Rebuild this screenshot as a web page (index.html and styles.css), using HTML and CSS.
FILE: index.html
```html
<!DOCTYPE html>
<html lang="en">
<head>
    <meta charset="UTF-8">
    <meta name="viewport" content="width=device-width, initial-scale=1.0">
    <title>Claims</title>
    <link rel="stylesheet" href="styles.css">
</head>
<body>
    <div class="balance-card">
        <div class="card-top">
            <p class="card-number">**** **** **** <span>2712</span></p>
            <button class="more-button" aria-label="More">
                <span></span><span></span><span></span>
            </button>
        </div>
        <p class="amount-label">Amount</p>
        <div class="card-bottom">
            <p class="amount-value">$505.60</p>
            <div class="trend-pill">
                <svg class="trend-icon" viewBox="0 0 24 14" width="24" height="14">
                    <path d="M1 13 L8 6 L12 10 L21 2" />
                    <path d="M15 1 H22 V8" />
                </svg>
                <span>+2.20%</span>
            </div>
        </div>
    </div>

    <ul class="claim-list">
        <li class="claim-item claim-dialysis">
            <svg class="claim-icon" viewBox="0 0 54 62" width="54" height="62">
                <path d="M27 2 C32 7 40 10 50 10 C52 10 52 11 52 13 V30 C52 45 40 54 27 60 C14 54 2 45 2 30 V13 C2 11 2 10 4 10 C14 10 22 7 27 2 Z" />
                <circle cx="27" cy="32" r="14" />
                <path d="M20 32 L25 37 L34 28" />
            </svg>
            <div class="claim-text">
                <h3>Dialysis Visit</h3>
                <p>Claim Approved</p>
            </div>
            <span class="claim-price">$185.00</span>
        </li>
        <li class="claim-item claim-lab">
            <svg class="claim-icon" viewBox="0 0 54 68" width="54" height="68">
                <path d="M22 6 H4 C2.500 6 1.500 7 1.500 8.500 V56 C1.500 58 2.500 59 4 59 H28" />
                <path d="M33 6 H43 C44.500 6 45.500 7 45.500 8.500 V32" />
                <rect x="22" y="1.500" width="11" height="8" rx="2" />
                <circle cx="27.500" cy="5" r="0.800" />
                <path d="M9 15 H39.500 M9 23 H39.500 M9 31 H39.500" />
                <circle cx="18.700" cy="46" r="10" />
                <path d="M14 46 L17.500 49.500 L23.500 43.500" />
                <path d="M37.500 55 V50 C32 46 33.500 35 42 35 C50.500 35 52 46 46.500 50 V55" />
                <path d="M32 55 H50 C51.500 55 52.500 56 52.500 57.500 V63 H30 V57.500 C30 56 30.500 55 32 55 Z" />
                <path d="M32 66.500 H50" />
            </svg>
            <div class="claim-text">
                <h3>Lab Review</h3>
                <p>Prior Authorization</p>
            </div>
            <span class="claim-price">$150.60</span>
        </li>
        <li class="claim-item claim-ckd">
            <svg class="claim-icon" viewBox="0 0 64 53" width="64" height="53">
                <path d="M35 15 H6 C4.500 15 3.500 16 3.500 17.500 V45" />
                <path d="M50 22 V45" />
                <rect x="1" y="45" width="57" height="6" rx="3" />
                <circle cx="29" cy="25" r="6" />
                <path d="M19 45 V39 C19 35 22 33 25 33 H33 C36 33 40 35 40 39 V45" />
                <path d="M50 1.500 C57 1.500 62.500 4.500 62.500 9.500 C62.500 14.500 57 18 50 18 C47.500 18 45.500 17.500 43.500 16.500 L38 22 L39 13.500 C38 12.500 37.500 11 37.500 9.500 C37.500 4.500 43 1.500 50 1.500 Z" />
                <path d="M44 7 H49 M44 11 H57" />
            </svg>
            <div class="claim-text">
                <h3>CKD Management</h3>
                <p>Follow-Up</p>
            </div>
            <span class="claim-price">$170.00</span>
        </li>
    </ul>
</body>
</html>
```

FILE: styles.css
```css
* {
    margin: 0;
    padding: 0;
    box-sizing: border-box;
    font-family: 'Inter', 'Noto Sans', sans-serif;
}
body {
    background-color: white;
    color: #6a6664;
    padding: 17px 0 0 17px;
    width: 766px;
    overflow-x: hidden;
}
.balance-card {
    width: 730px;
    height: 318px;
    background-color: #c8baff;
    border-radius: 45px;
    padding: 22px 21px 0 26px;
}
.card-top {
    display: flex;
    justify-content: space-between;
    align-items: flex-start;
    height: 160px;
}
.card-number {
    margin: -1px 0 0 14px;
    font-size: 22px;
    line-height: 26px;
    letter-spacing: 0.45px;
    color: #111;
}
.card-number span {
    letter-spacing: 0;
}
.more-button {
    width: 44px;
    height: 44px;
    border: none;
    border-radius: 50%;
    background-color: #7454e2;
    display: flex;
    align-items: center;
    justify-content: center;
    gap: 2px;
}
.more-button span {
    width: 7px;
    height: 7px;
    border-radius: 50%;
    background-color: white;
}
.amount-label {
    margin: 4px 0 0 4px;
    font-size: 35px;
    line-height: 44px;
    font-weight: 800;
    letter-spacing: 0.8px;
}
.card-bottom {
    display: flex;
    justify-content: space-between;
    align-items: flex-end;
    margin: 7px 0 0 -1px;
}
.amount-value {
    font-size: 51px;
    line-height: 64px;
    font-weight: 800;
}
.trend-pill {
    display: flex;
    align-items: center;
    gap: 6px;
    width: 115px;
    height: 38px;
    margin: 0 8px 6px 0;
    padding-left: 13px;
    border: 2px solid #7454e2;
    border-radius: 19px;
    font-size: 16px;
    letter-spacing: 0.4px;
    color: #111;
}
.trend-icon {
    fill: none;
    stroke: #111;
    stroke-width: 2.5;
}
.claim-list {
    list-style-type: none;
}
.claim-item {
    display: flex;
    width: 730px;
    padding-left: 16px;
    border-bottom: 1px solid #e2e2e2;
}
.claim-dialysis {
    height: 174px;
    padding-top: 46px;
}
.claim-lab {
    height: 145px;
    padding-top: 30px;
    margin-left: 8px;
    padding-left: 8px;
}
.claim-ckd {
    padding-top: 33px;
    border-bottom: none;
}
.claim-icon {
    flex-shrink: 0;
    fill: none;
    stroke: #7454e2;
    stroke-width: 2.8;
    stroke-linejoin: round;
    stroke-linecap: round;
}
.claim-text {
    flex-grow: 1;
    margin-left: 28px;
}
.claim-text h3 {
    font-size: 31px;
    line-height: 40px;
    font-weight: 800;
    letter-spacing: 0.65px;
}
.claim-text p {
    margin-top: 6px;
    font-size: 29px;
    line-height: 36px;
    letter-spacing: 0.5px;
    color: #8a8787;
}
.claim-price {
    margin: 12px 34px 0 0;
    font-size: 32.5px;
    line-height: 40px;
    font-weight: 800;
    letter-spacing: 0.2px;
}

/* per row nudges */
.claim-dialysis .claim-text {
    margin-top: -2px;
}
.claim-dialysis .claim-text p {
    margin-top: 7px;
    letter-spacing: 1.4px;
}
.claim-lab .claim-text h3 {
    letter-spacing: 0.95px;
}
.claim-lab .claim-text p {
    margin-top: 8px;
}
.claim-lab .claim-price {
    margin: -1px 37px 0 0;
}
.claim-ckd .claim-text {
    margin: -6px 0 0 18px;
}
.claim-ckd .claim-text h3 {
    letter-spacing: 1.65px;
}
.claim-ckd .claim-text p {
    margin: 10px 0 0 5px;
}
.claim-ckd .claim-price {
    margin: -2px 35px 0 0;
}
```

___

WHAT THE TASK ASKS: Work out how many lines of the material above contain the word "styles", then give only that figure.

RESPONSE TO THIS EXERCISE: 3